How much time should a developer spend on coding versus testing versus writing various forms of documentation? I checked on-line to see what others thought and found plenty of coding versus test writing figures (such as this). Many estimated the code to test writing ratio at 1 to 1. Oddly I could not find any of these informal metrics that included documentation. So, I’ll offer my own.
It depends, of course, on the type of software being writing. Let’s assume that the software is a user facing application. In that case I think a ratio of: 40% on documentation, 40% on tests, and 20% coding is about right. Documentation includes code comments, log comments, API documentation, user manuals, and so on. Tests include unit tests, functional tests, and others. Coding is that thing you do to make your tests pass.
Rather than focus on cool hacks, I’d like to see developers (especially open source developers) focus on quality. The ratio I mention above is focused on quality. Cool hacks are about the programmer, quality is about others. Quality software runs reliably for others because it is well tested. Quality software is easy for others to use because it is well documented. Great software is quality software. Great programmers write quality software.
On a humorous note, while searching for metrics I came across the wonderful Tao of Programming and found this passage:
A novice asked the Master: “Here is a programmer that never designs, documents or tests his programs. Yet all who know him consider him one of the best programmers in the world. Why is this?”
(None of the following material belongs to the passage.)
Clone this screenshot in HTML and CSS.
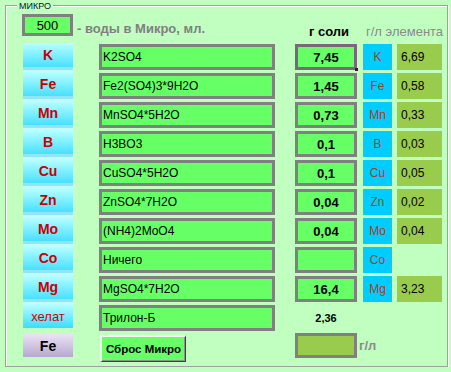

The Master replies: “That programmer has mastered the Tao. He has gone beyond the need for design; he does not become angry when the system crashes, but accepts the universe without concern. He has gone beyond the need for documentation; he no longer cares if anyone else sees his code. He has gone beyond the need for testing; each of his programs are perfect within themselves, serene and elegant, their purpose self-evident. Truly, he has entered the mystery of Tao.”